Unity ML-Agents for opponent behavior training
Behavior trees for tactical decision-making
GOAP (Goal-Oriented Action Planning) for squad coordination
Trained on real tactical manual procedures

Networking:

Custom networking solution supporting up to 32 simultaneous trainees
Client-side prediction with server reconciliation
Efficient state synchronization using delta compression

Data & Analytics:

PostgreSQL database storing all training sessions
Real-time telemetry collection (positions, actions, decisions)
Custom analytics dashboard for instructors
Export to standard training assessment formats

Results

Deployed to three military training facilities:

50% cost reduction vs. live training exercises
3x increase in scenario variety available to trainees
40% improvement in decision-making speed in subsequent live exercises
95% trainee satisfaction rating
Zero safety incidents during training period

Technical Challenges

Challenge: AI Behavior Realism

Initial AI was too "perfect"—always making optimal decisions. Real opponents make mistakes, have limited information, and show human patterns.

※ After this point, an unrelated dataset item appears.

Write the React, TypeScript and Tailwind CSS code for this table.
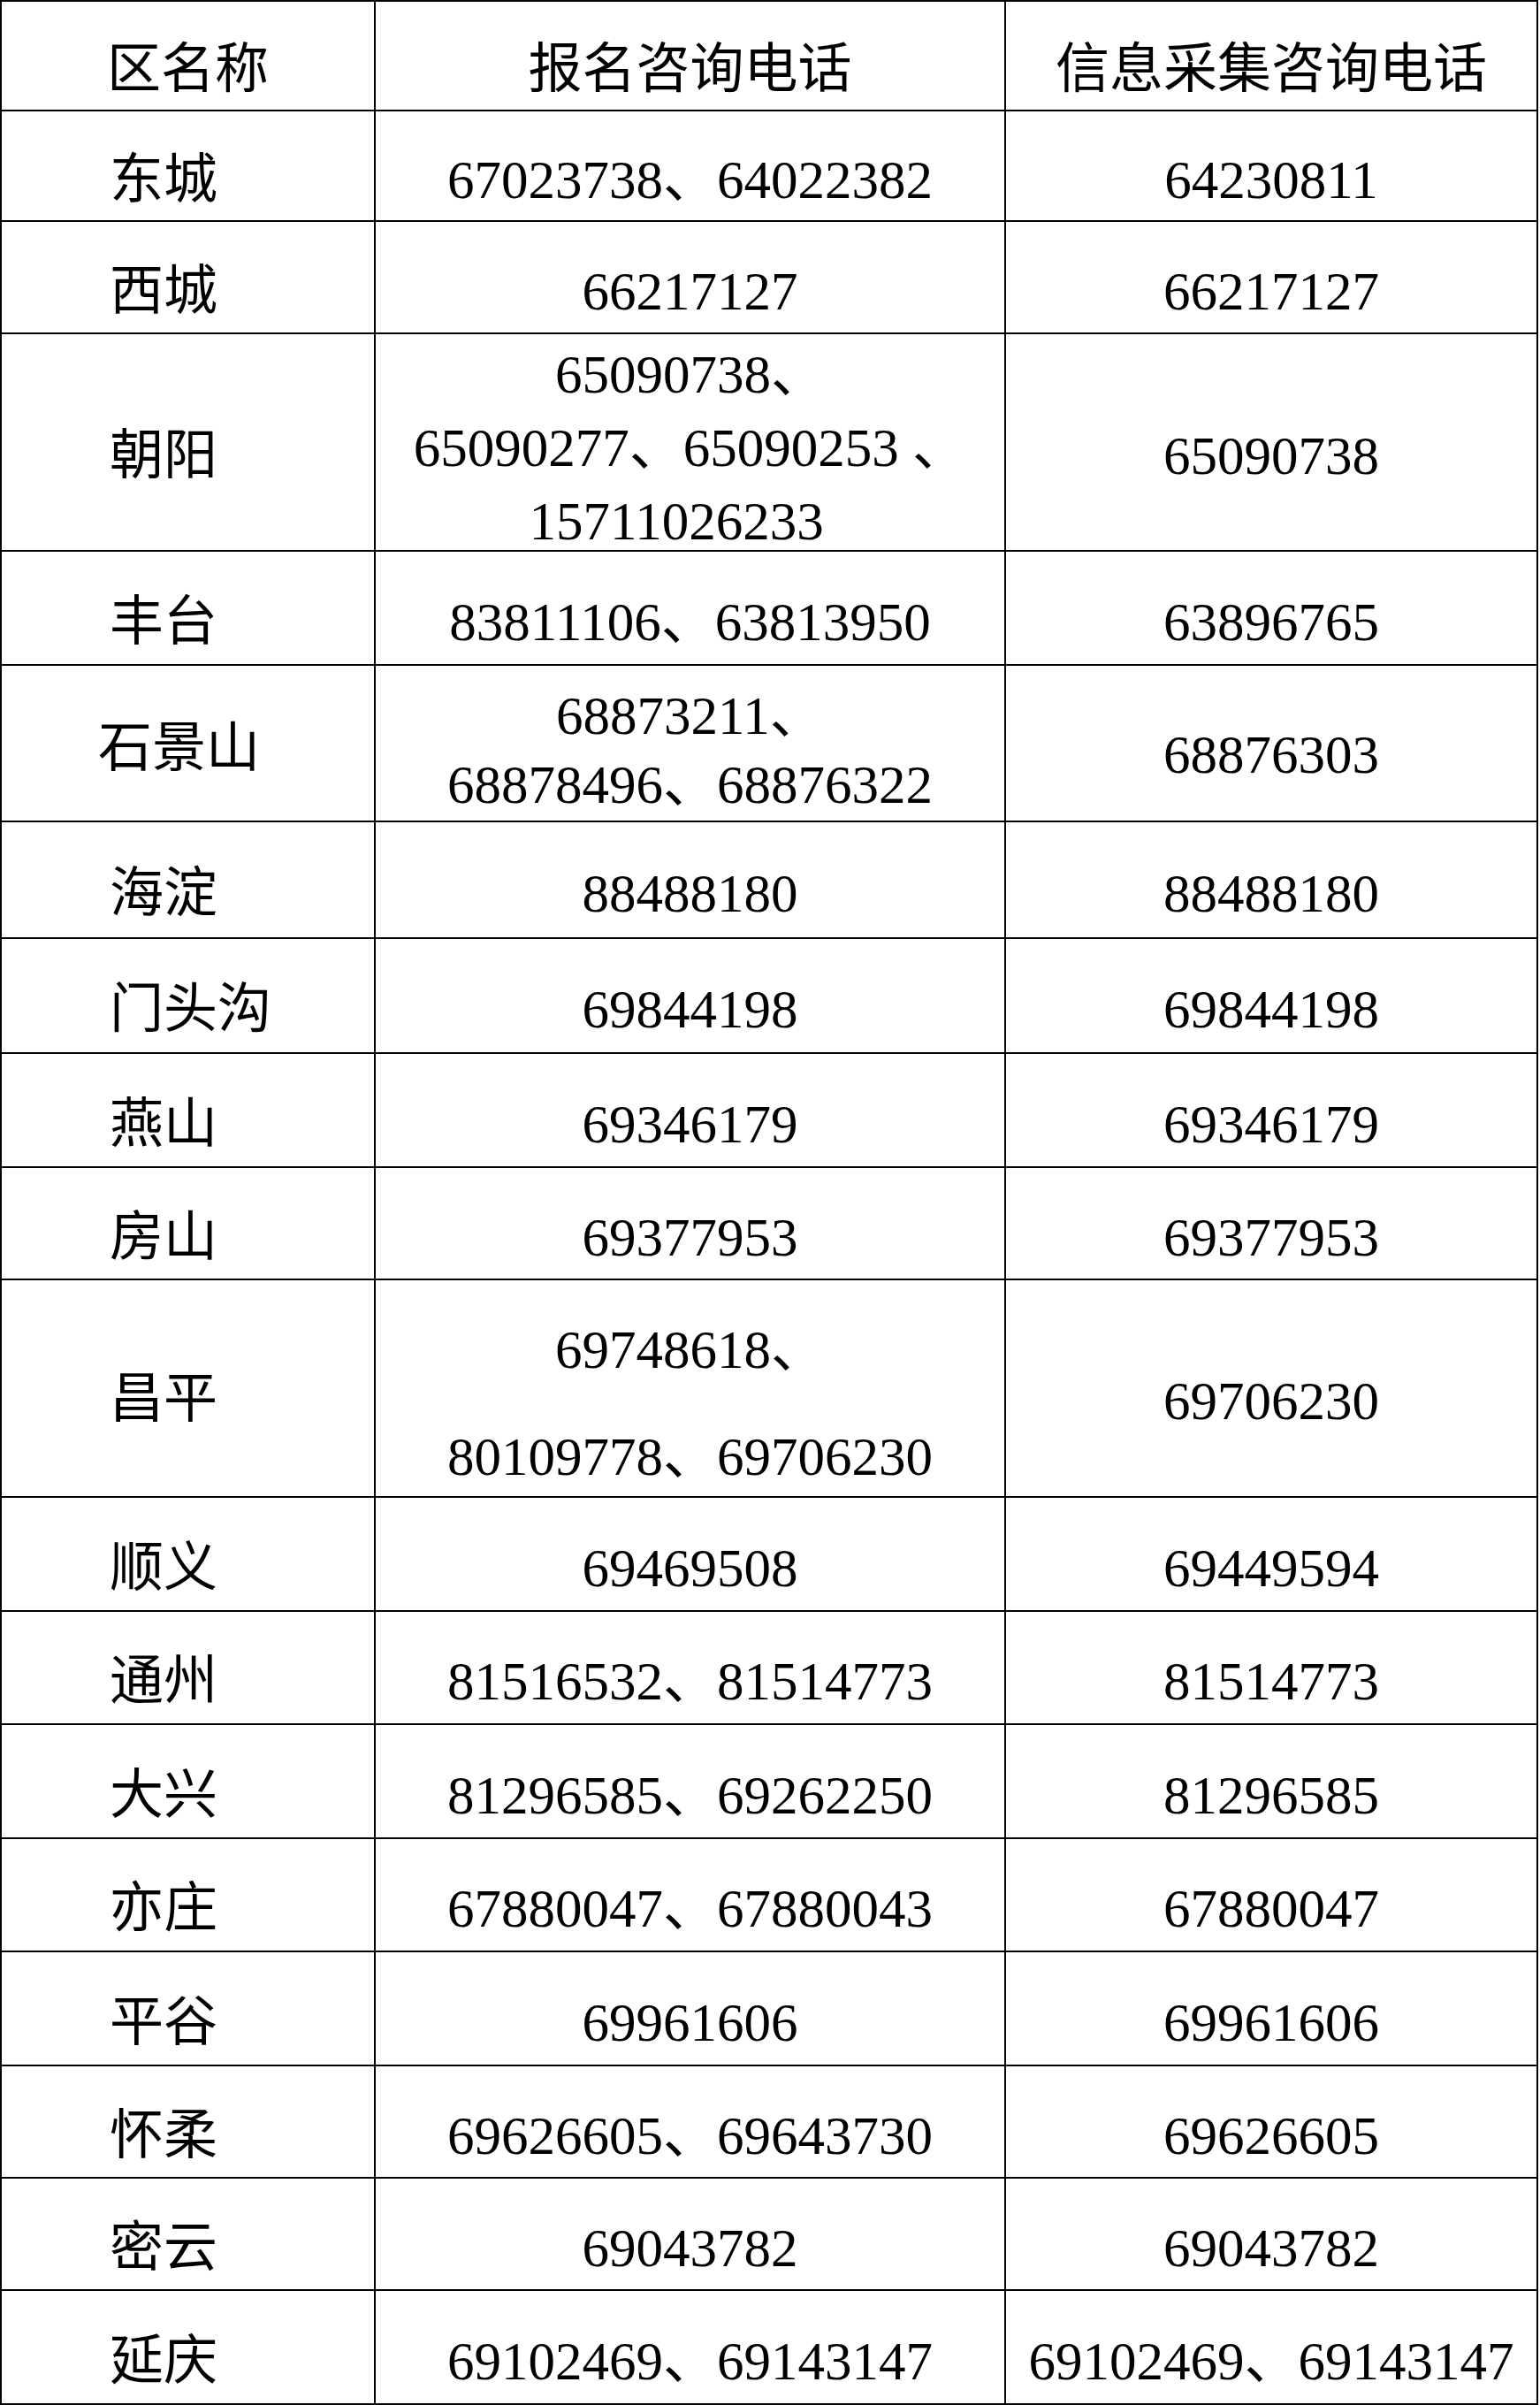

Solution: Introduced controlled randomness, information delays, and trained agents on imperfect play. Added fatigue and stress modeling affecting decision quality.

Challenge: Network Performance

Synchronizing detailed simulation state across 32 clients while maintaining 60 FPS.

Solution: Implemented interest management (clients only receive updates for nearby entities), aggressive state delta compression, and client-side prediction for local player.

Challenge: Scenario Complexity

Instructors wanted complex branching scenarios but existing mission editors were too complicated.

Solution: Built a visual node-based editor similar to game dialogue trees. Instructors could create sophisticated scenarios without programming.

Key Innovations

Hybrid AI: Combination of ML-trained behavior with rule-based tactical doctrine. ML for micro-decisions, rules for macro strategy.
Performance Heat Maps: Automatically identified tactical positions, common approaches, and danger zones from all training sessions. Helped instructors spot patterns.
Adaptive Difficulty: System automatically adjusted scenario difficulty based on real-time performance, keeping training in the "learning zone."
Rewind & Resume: Instructors could pause, rewind to any point, change parameters, and resume. Enabled "what if" exploration.

Learning Outcomes

Realism vs. Performance: Constant balancing act. Some realism had to be sacrificed for performance, but smart choices (like realistic ballistics over realistic foliage) maintained training value.
Instructor Tools Matter: Initially focused on trainee experience. Realized instructor tools were equally critical. Good authoring tools drove adoption.
Debriefs Drive Value: The after-action review was often more valuable than the simulation itself. Invested heavily in analytics and visualization.
Edge Cases are Reality: "Unrealistic" edge cases trainees discovered were often things that actually happen in reality. Preserved these instead of "fixing" them.

Future Development

Planned enhancements:

VR support for immersive training
Integration with real equipment (radios, GPS devices)
AI-powered automatic scenario generation
Persistent training progression across scenarios
Multi-platform support (desktop, mobile, VR)

This project demonstrated that simulations can be effective training tools when they prioritize realism where it matters, provide detailed feedback, and give instructors powerful authoring capabilities. The combination of high-fidelity graphics, adaptive AI, and comprehensive analytics created a training platform that was both engaging and pedagogically sound.